# start of DATA SEGMENT
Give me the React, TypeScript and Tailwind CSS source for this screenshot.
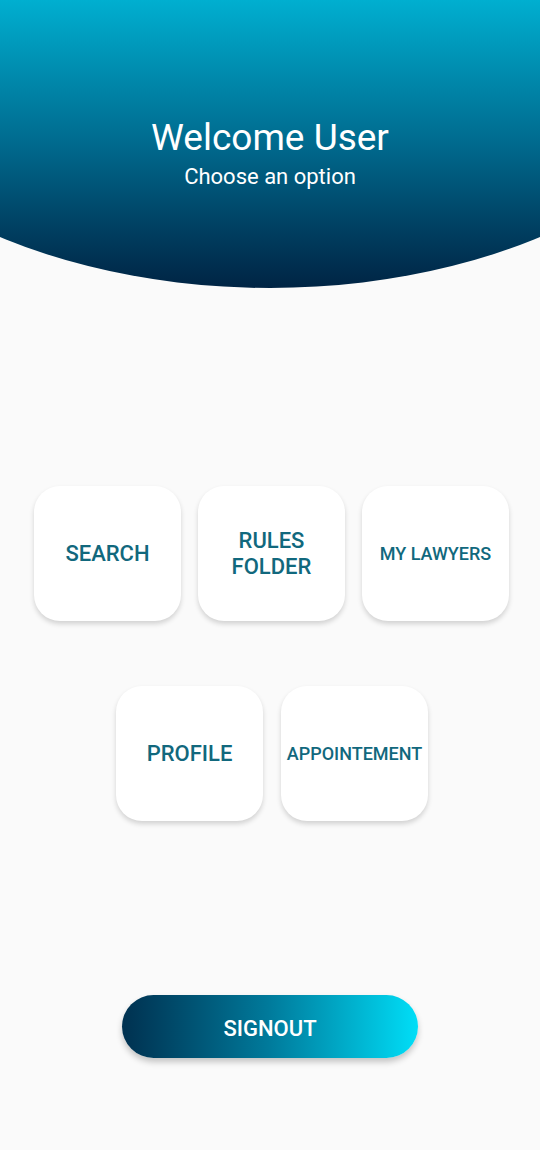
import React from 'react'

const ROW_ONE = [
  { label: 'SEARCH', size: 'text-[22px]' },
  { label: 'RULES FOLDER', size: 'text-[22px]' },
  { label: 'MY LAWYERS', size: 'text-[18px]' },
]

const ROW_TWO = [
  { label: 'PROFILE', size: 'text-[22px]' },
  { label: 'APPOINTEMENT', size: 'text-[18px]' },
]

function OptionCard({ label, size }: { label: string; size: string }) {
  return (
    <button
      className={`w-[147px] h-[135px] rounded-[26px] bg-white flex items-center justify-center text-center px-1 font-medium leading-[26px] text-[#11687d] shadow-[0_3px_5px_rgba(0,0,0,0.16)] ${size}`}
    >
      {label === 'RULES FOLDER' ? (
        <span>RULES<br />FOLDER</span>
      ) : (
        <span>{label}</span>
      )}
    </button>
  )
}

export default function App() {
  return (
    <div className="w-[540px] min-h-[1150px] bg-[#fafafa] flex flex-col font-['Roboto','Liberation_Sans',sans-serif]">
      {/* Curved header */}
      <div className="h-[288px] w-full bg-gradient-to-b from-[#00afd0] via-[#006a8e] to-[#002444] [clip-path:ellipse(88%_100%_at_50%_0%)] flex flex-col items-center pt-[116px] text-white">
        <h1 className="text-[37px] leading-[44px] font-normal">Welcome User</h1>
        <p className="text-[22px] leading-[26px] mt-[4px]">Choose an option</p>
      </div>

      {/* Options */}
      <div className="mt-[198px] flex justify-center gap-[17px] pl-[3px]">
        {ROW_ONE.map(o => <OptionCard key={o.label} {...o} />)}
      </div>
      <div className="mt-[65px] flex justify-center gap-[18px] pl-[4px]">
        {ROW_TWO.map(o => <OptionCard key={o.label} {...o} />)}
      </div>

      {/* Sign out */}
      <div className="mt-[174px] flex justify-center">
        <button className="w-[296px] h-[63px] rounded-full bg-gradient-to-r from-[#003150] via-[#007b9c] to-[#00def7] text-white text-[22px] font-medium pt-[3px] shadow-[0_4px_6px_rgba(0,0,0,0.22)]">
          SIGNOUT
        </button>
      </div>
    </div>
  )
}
# end of DATA SEGMENT
## AIM
Write out the full set of lines verbatim, without the pictures.

## EXERCISE OUTPUT
Give me the React, TypeScript and Tailwind CSS source for this screenshot.
import React from 'react'

const ROW_ONE = [
  { label: 'SEARCH', size: 'text-[22px]' },
  { label: 'RULES FOLDER', size: 'text-[22px]' },
  { label: 'MY LAWYERS', size: 'text-[18px]' },
]

const ROW_TWO = [
  { label: 'PROFILE', size: 'text-[22px]' },
  { label: 'APPOINTEMENT', size: 'text-[18px]' },
]

function OptionCard({ label, size }: { label: string; size: string }) {
  return (
    <button
      className={`w-[147px] h-[135px] rounded-[26px] bg-white flex items-center justify-center text-center px-1 font-medium leading-[26px] text-[#11687d] shadow-[0_3px_5px_rgba(0,0,0,0.16)] ${size}`}
    >
      {label === 'RULES FOLDER' ? (
        <span>RULES<br />FOLDER</span>
      ) : (
        <span>{label}</span>
      )}
    </button>
  )
}

export default function App() {
  return (
    <div className="w-[540px] min-h-[1150px] bg-[#fafafa] flex flex-col font-['Roboto','Liberation_Sans',sans-serif]">
      {/* Curved header */}
      <div className="h-[288px] w-full bg-gradient-to-b from-[#00afd0] via-[#006a8e] to-[#002444] [clip-path:ellipse(88%_100%_at_50%_0%)] flex flex-col items-center pt-[116px] text-white">
        <h1 className="text-[37px] leading-[44px] font-normal">Welcome User</h1>
        <p className="text-[22px] leading-[26px] mt-[4px]">Choose an option</p>
      </div>

      {/* Options */}
      <div className="mt-[198px] flex justify-center gap-[17px] pl-[3px]">
        {ROW_ONE.map(o => <OptionCard key={o.label} {...o} />)}
      </div>
      <div className="mt-[65px] flex justify-center gap-[18px] pl-[4px]">
        {ROW_TWO.map(o => <OptionCard key={o.label} {...o} />)}
      </div>

      {/* Sign out */}
      <div className="mt-[174px] flex justify-center">
        <button className="w-[296px] h-[63px] rounded-full bg-gradient-to-r from-[#003150] via-[#007b9c] to-[#00def7] text-white text-[22px] font-medium pt-[3px] shadow-[0_4px_6px_rgba(0,0,0,0.22)]">
          SIGNOUT
        </button>
      </div>
    </div>
  )
}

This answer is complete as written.